Driving around our beautiful county recently, I have been struck by the scale of our littering problem. Last Wednesday, returning from a day in (equally litter-blighted) Lancashire, I was horrified to see the amount of rubbish strewn along the entire length of the A590 – just as I had been appalled a few days earlier at the state of the roadside on parts of the A6 between Penrith and Kendal.

With our trees and hedgerows yet to burst into spring leaf, our litter-laden roadsides are shown off in all their stark, winter squalor. Bags, bottles, packets and other day-to-day debris: it’s shameful; and I dread to think what visitors to the county must think.

Every week, civic-minded groups of volunteers arm themselves with bin bags and litter pickers, to do something about the shocking amount of rubbish other people discard. These doughty do-gooders are to be congratulated and praised for their noble efforts.

But you can guarantee that, no matter how many public-spirited volunteers turn out to clean up our environment, they are, sadly, vastly outnumbered by the people in our communities who think it is perfectly acceptable to discard their litter and rubbish wherever they damned well like.

While disposing of litter is of course a matter of personal responsibility, our local councils must shoulder some of the blame. Smaller wheelie bins (ours are barely big enough to take a couple of bags of household rubbish), fewer collections and draconian recycling rules all surely play a part in the recent rise in fly-tipping.

National newspapers regularly carry horror stories about enforcement officers putting the frighteners on householders who have inadvertently contravened some ridiculous and arbitrary rule about rubbish disposal – and of huge penalties being imposed on the alleged miscreants.

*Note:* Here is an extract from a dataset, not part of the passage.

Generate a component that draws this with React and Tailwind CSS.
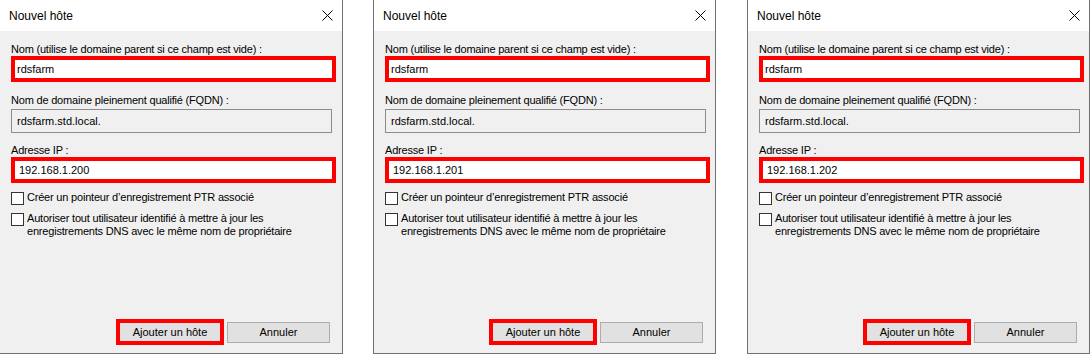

A recent example of this was the case of Alison Mapletoft, a Brighton business owner who works from home, who was given a £600 fine – and threatened with jail for good measure – after putting a single piece of rubbish addressed to her company in the wrong bin. Such behaviour is unacceptable; and it is no wonder that as the number of people employed by councils as “litter police” rises, so too, in many parts of the country, does the number of fly-tipping incidents. Why get fined hundreds of pounds for putting your litter in the wrong receptacle, when you can quietly dump it somewhere instead?

But it is the casual, couldn’t-give-a-damn litter-dropping habit of so many people which is the real blight on our society. From the disgusting habit of spitting chewing gum onto pavements, to dropping burger wrappings, plastic water bottles and cigarette ends (and packets) in our streets, we seem to have tacitly encouraged generations of Britons to think this is an acceptable way to behave.

Fear of what might happen stops many of us from challenging litter droppers and shaming them into picking up their rubbish – just as we are reluctant to ask people to curb bad language in public.

While the older generations are horrified by our litter-ravaged streets and roadsides, some of our younger generations blithely carry on with their anti-social habits; perfectly happy to ruin the environment by their careless, thoughtless, litter-dropping habits.

It has taken the nonagenarian Sir David Attenborough to get through to millions of people about the hazards of plastic in our oceans. If only our untidy younger generations would listen to their elders about the sea of litter they are creating in our local communities as well.